The greatest miracle of all is prayer. I have only to turn my thoughts to God and I suddenly feel a force bursting into me; there is new strength in my soul, in my entire being . . . The basis of my whole spiritual life is the Orthodox liturgy, so while I was I was in prison I attended it every day in my imagination . . . At the central point of the liturgy . . . I felt myself standing before the face of the Lord, sensing almost physically his wounded, bleeding body. I would begin praying in my own words, remembering all those near to me, those in prison and those who were free, those still alive and those who had died. More and more names welled up from my memory . . . the prison walls moved apart and the whole universe became my residence, visible and invisible, the universe for which that wounded, pierced body offered itself as a sacrifice . . . After this, I experienced an exaltation of spirit all day — I felt purified within.

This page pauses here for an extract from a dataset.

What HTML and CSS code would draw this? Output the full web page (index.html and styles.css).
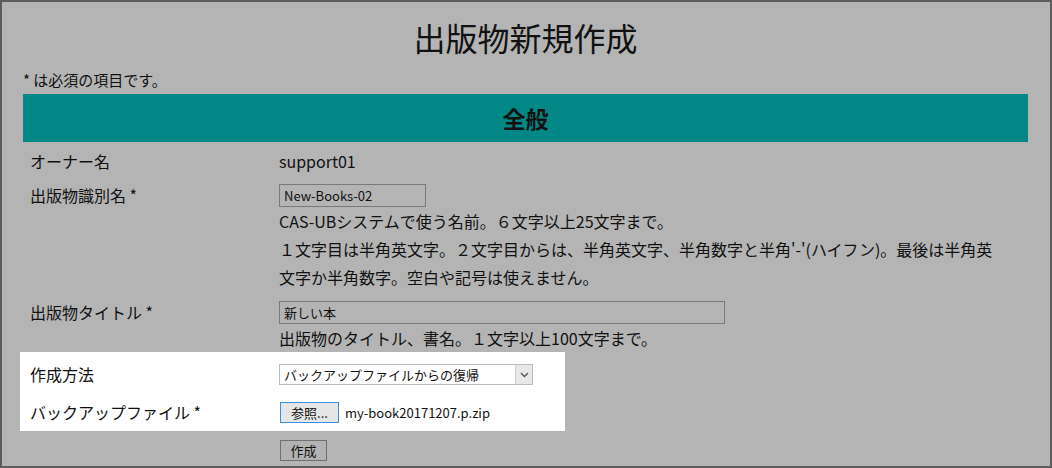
FILE: index.html
```html
<!DOCTYPE html>
<html lang="ja">
<head>
    <meta charset="UTF-8">
    <meta name="viewport" content="width=device-width, initial-scale=1.0">
    <title>出版物新規作成</title>
    <link rel="stylesheet" href="styles.css">
</head>
<body>
    <div class="page">
        <h1 class="page-title">出版物新規作成</h1>
        <p class="note">* は必須の項目です。</p>

        <h2 class="section-title">全般</h2>

        <form class="form">
            <div class="row row-text">
                <div class="row-label">オーナー名</div>
                <div class="row-value">support01</div>
            </div>

            <div class="row">
                <label class="row-label">出版物識別名 *</label>
                <div class="row-value">
                    <input type="text" class="text-input input-short" value="New-Books-02">
                    <p class="help">CAS-UBシステムで使う名前。６文字以上25文字まで。<br>１文字目は半角英文字。２文字目からは、半角英文字、半角数字と半角'-'(ハイフン)。最後は半角英文字か半角数字。空白や記号は使えません。</p>
                </div>
            </div>

            <div class="row">
                <label class="row-label">出版物タイトル *</label>
                <div class="row-value">
                    <input type="text" class="text-input input-long" value="新しい本">
                    <p class="help">出版物のタイトル、書名。１文字以上100文字まで。</p>
                </div>
            </div>

            <div class="highlight">
                <div class="row row-method">
                    <label class="row-label label-select">作成方法</label>
                    <div class="row-value">
                        <span class="select-wrap">
                            <select class="select">
                                <option>バックアップファイルからの復帰</option>
                                <option>新規作成</option>
                            </select>
                            <span class="select-arrow">
                                <svg width="9" height="6" viewBox="0 0 9 6">
                                    <path d="M1 1l3.5 3.5L8 1" fill="none" stroke="#555" stroke-width="1.3"/>
                                </svg>
                            </span>
                        </span>
                    </div>
                </div>

                <div class="row row-file">
                    <label class="row-label label-file">バックアップファイル *</label>
                    <div class="row-value file-field">
                        <button type="button" class="file-button">参照...</button>
                        <span class="file-name">my-book20171207.p.zip</span>
                    </div>
                </div>
            </div>

            <div class="row row-submit">
                <div class="row-label"></div>
                <div class="row-value">
                    <button type="submit" class="submit-button">作成</button>
                </div>
            </div>
        </form>
    </div>
</body>
</html>
```

FILE: styles.css
```css
:root {
    --bg-page: #b4b4b4;
    --frame: #5c5c5c;
    --teal: #008786;
    --text: #111111;
    --label-width: 256px;
}

* {
    margin: 0;
    padding: 0;
    box-sizing: border-box;
}

html,
body {
    height: 100%;
}

body {
    font-family: "Noto Sans CJK JP", "Noto Sans", sans-serif;
    font-size: 16px;
    color: var(--text);
    background-color: var(--bg-page);
    border: 2px solid var(--frame);
    overflow: hidden;
}

.page {
    padding: 0 22px 0 21px;
}

.page-title {
    margin-top: 11px;
    font-size: 32px;
    line-height: 48px;
    font-weight: normal;
    text-align: center;
}

.note {
    margin-top: 8px;
    margin-bottom: 3px;
    font-size: 15px;
    line-height: 22px;
}

.section-title {
    background-color: var(--teal);
    font-size: 23px;
    line-height: 48px;
    font-weight: bold;
    text-align: center;
}

.row {
    display: flex;
    align-items: flex-start;
    padding-top: 10px;
}

.row-label {
    width: var(--label-width);
    flex-shrink: 0;
    padding-left: 7px;
    line-height: 23px;
}

.row-value {
    flex: 1;
}

.row-text {
    padding-top: 6px;
}

.row-text .row-label,
.row-text .row-value {
    line-height: 26px;
}

.text-input {
    display: block;
    height: 23px;
    padding: 0 4px;
    border: 1px solid #7a7a7a;
    background-color: transparent;
    font-family: inherit;
    font-size: 13px;
    color: var(--text);
}

.input-short {
    width: 147px;
}

.input-long {
    width: 446px;
}

.help {
    max-width: 720px;
    line-height: 28px;
}

/* ハイライト部分 */
.highlight {
    width: 545px;
    margin-left: -3px;
    padding: 0 0 8px 3px;
    background-color: #ffffff;
}

.row-method {
    padding-top: 12px;
}

.label-select {
    line-height: 21px;
}

.select-wrap {
    position: relative;
    display: inline-block;
    vertical-align: top;
}

.select {
    display: block;
    width: 254px;
    height: 21px;
    padding: 0 20px 0 4px;
    border: 1px solid #bcbcbc;
    background-color: #ffffff;
    font-family: inherit;
    font-size: 13px;
    color: var(--text);
    appearance: none;
    -webkit-appearance: none;
    outline: none;
}

.select-arrow {
    position: absolute;
    top: 1px;
    right: 1px;
    width: 17px;
    height: 19px;
    display: flex;
    align-items: center;
    justify-content: center;
    background-color: #e8e8e8;
    border-left: 1px solid #cfcfcf;
    pointer-events: none;
}

.row-file {
    padding-top: 14px;
}

.label-file {
    line-height: 21px;
}

.file-field {
    display: flex;
    align-items: center;
    gap: 6px;
    padding-left: 1px;
}

.file-button {
    width: 59px;
    height: 21px;
    border: 1px solid #3b8fe0;
    background-color: #e6e6e6;
    font-family: inherit;
    font-size: 13px;
    color: var(--text);
    cursor: pointer;
}

.file-name {
    font-size: 13px;
}

.row-submit {
    padding-top: 6px;
}

.row-submit .row-value {
    padding-left: 1px;
}

.submit-button {
    width: 47px;
    height: 21px;
    border: 1px solid #707070;
    background-color: #b2b2b2;
    font-family: inherit;
    font-size: 13px;
    color: var(--text);
    cursor: pointer;
}
```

Not only my own prayer helped me, but even more the prayer of many other faithful Christians. I felt it continually, working from a distance, lifting me up as though on wings, giving me living water and the bread of life, peace of soul, rest and love.

Anatoli Levitin, USSR

—- from The Lion Prayer Collection edited by Mary Batchelor, at p. 191


  1. Wow. So helpful to me! I’ve been sick ten years. V.e.r.y. Lonely. If has been do or die for me. I love it. And hate it. The death of my flesh. I bless my lonely life. 💐

    • I pray that the Lord will comfort you in your loneliness. Here is a prayer for the lonely.

      Prayer for the Lonely People

    • The prayer for the lonely is also guidance for the lonely.